▸ **Instructions to follow**: List each line of the data that holds the string "TypeScript", please.

▸ **Material for the task**:
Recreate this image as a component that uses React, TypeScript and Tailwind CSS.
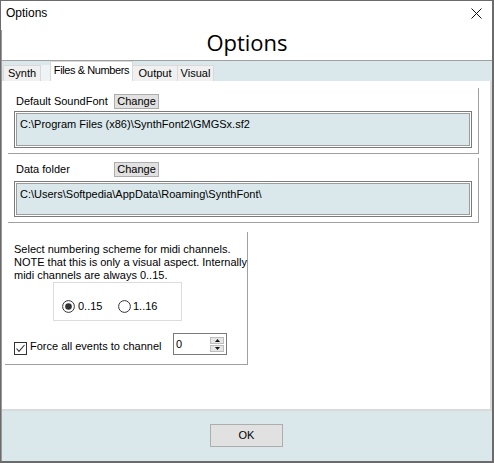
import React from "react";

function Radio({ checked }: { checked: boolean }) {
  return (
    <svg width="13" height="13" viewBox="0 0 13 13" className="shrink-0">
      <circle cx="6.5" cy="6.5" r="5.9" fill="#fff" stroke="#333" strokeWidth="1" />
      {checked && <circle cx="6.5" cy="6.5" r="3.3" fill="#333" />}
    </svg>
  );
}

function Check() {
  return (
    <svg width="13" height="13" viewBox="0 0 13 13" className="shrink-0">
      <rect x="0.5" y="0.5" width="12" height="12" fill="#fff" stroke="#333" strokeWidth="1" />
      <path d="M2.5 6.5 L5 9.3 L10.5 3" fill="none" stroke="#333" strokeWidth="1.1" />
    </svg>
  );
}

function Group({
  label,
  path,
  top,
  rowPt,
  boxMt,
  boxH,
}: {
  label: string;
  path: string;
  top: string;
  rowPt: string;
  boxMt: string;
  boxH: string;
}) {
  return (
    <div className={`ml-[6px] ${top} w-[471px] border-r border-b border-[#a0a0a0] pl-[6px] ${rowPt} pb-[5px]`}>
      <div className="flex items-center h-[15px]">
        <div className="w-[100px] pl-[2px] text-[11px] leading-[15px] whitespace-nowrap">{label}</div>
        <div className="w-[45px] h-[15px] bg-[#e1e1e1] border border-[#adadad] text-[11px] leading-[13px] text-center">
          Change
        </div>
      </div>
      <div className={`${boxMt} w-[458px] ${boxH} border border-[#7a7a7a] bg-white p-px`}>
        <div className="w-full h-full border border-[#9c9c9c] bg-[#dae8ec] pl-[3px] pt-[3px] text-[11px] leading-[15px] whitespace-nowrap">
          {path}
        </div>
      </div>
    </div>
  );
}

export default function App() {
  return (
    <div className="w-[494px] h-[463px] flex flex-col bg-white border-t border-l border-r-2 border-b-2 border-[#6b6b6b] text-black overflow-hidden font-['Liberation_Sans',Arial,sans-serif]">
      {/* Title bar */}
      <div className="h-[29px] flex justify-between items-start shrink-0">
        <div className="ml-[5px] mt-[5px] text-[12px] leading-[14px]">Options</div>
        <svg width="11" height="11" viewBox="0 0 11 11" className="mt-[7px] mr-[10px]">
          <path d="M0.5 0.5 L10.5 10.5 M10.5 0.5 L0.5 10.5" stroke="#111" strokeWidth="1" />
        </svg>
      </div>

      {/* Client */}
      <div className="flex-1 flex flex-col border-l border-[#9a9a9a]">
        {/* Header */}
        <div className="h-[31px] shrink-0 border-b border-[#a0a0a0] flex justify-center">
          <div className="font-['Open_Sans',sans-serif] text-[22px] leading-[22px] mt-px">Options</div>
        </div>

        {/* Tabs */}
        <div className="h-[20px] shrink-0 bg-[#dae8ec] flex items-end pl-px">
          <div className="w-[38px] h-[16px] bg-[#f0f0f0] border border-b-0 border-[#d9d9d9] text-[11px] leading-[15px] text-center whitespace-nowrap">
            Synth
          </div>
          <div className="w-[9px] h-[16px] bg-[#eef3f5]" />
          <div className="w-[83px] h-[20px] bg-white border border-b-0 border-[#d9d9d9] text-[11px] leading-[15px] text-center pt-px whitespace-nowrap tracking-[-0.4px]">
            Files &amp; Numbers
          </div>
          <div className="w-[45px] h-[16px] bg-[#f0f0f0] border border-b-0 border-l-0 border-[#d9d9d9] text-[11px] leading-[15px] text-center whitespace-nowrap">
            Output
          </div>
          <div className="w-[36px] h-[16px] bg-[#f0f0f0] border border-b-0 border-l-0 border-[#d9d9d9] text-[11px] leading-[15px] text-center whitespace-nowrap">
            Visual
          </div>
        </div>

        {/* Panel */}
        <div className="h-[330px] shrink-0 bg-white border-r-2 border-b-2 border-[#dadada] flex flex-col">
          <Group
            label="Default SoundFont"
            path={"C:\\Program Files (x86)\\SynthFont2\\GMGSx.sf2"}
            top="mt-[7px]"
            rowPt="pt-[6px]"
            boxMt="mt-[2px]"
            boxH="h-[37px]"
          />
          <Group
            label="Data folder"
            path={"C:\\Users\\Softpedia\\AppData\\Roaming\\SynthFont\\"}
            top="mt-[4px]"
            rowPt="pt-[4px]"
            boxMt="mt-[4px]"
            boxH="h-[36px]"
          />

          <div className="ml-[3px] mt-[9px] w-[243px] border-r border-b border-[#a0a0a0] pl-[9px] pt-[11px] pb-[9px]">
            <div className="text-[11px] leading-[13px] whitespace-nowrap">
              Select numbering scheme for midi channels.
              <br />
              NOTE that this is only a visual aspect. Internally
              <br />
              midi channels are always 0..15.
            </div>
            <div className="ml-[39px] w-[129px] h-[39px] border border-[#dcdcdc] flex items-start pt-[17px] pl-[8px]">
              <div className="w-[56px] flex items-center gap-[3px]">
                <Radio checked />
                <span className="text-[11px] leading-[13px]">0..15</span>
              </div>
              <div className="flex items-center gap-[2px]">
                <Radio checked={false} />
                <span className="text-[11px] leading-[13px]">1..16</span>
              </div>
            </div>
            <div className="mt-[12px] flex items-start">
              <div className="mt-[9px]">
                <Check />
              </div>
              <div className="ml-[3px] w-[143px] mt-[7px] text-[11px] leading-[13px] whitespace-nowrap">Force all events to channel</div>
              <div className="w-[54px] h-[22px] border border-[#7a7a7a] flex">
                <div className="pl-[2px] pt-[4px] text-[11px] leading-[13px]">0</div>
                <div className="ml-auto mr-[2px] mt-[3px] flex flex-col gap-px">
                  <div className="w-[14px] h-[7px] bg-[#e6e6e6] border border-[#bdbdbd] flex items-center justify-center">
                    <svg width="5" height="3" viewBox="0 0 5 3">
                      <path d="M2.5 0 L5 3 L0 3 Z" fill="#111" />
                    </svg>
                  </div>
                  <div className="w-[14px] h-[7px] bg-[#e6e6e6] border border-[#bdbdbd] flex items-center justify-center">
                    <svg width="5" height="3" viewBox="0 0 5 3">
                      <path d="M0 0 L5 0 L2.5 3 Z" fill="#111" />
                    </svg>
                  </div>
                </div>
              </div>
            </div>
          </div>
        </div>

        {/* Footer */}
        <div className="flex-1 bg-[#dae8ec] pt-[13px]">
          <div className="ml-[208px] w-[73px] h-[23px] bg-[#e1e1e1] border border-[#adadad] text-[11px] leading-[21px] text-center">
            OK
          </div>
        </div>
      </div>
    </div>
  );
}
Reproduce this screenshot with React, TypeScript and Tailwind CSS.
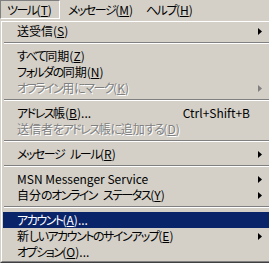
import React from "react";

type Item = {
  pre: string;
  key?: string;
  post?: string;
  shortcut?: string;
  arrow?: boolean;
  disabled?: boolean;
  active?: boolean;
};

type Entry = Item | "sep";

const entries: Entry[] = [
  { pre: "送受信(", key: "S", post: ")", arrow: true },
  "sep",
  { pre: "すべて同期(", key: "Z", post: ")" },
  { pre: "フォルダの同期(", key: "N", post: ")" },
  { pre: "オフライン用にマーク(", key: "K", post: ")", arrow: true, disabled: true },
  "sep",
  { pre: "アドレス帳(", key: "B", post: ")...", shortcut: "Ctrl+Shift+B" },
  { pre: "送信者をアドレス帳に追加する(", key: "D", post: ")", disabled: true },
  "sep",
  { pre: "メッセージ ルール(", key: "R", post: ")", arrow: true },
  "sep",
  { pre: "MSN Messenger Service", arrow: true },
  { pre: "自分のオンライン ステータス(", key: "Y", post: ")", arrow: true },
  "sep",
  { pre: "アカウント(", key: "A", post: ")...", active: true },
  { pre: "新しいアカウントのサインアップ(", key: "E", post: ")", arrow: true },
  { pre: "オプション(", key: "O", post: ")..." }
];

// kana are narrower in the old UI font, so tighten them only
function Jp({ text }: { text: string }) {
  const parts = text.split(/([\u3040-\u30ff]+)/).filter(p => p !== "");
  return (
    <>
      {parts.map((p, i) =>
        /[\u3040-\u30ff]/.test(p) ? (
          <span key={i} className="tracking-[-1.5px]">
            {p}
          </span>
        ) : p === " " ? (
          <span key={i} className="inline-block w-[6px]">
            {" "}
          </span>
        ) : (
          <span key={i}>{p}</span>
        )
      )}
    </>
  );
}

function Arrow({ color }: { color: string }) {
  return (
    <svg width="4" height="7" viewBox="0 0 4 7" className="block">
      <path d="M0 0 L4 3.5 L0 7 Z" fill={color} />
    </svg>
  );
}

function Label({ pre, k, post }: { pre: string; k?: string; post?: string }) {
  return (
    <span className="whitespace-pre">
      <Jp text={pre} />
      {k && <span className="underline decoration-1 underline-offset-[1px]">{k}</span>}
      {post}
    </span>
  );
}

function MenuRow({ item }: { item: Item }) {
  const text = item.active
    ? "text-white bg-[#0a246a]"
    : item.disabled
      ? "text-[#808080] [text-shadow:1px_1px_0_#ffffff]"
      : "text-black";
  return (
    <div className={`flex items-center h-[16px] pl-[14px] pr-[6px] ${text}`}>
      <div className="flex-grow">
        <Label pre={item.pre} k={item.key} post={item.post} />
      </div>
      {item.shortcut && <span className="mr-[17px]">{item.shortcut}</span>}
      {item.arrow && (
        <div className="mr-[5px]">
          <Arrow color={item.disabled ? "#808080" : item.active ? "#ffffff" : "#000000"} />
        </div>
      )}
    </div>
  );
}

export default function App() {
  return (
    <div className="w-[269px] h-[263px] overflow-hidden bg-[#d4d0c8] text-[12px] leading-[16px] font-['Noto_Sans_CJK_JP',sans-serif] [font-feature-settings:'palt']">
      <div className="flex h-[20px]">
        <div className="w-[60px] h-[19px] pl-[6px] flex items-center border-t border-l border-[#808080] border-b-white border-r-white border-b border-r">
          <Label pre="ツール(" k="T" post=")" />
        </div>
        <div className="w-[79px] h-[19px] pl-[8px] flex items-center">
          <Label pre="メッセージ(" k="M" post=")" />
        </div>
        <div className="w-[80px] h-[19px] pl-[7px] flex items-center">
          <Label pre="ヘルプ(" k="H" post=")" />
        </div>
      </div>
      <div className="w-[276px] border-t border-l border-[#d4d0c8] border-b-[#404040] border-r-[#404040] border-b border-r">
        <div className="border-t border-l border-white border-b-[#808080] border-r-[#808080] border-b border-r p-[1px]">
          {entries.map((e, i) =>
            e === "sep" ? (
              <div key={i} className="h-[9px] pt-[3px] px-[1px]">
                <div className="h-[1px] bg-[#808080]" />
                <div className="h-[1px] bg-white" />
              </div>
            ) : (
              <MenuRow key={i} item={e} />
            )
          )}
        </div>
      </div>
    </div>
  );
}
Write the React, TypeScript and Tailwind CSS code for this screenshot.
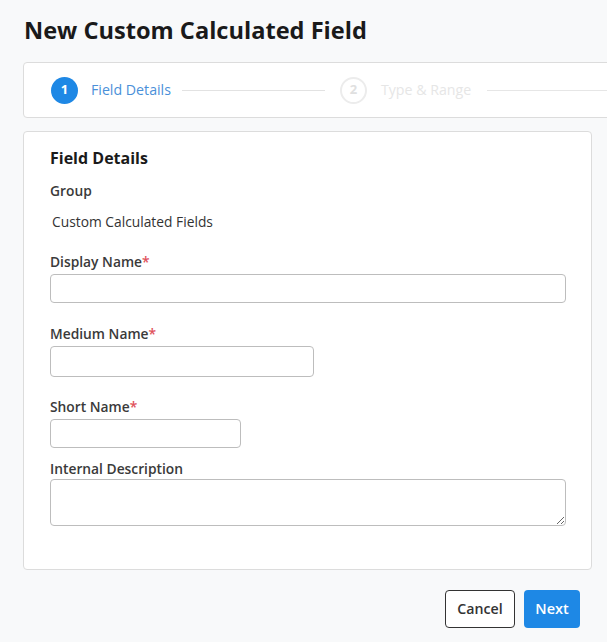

▸ **Correct result**:
Recreate this image as a component that uses React, TypeScript and Tailwind CSS.
Reproduce this screenshot with React, TypeScript and Tailwind CSS.
Write the React, TypeScript and Tailwind CSS code for this screenshot.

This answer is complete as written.